There is a faithful Echeveria sat on the windowsill, in the office at Enthusiast Towers.
It is must be a couple of years old now and is doing that thing where they start to tumble over the edge of the pot, which to me is one of their most charming features.
Some time ago while cleaning the window, I knocked a leaf off, and Echeveria is so easy to propagate that simply leaving it where it fell was all that was required.
Before long the beautiful bright pink roots started to form, and today I removed the parent leaf, and popped my new plant into its new home…
As easy as falling off a log…
The Echeveria leaf, with its pink adventitious roots. The new plant is forming at the end of the leaf with its roots looking for the sand of a Mexican desert…

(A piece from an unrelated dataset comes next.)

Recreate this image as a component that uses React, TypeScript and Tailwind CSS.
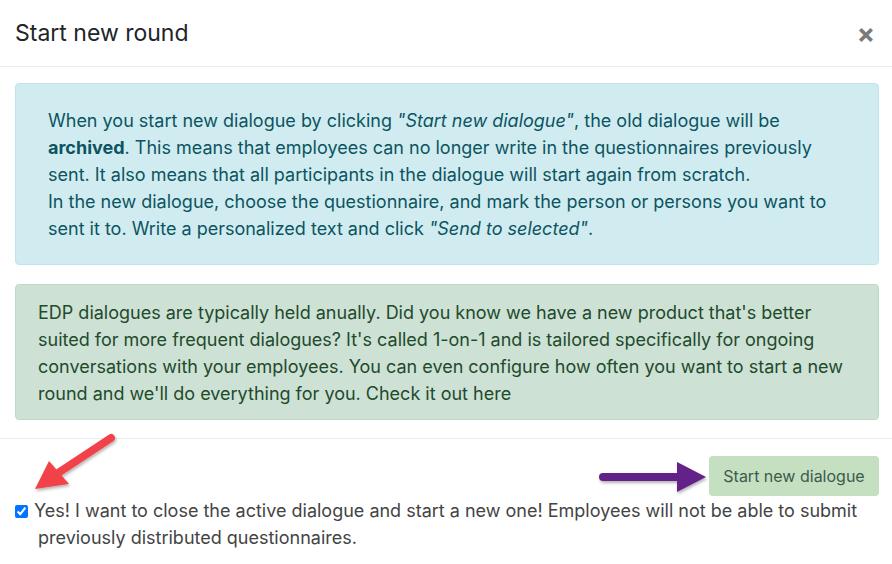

(Am I the only person to see a snail, or a snake in this picture? 😃)
I always marvel with these fabulous houseplants at how pink the roots are, and how they form them as they slowly creep, just imagine how effective this would be in developing a colony in the wild.
Echeveria, also known as stonecrop or Hens n Chicks are ideal houseplant to people who are just getting into plants.
There are 5 secrets to growing them…
- Light: Echeveria like light, they will lean towards it, and flop over the pot towards the window, rather than show off their beauty. They also need lots of light to develop their full colours. Incredibly in the UK (Zone 7 in the American system) they are hardy and can shrug off frost, cold and snow, but often rot away due to our wet winters.
- Compost: The secret here is to ensure the compost is very free draining, adding lots, (up to 30% by volume) of grit. In the wild they grow over rocks and in crevices in poor soil. Take great care never to overwater them, just a few drops of water every month should be enough to make them happy.
- Water: Echeveria thrive on drought, so allow the compost to dry out, to come away from the edge of the pot, to look far, far to dry and then only give enough water to make it damp no more. Water early in the day so the leaves are dry before the cool of the evening.
- Hardiness: Echeveria are cold hardy in most of the UK, (or zone 9 in the USA). They are not often killed by cold, but they are killed by rain and wet, so find a spot, like under the eaves of the house or a bay window to make sure they overwinter dry.
- Propagation: These gorgeous, pale paster colours plants can regrow from cuttings of offsets, leaves, and stems. You can even slice the top off and pop it on some dry compost especially if it has its pink roots growing.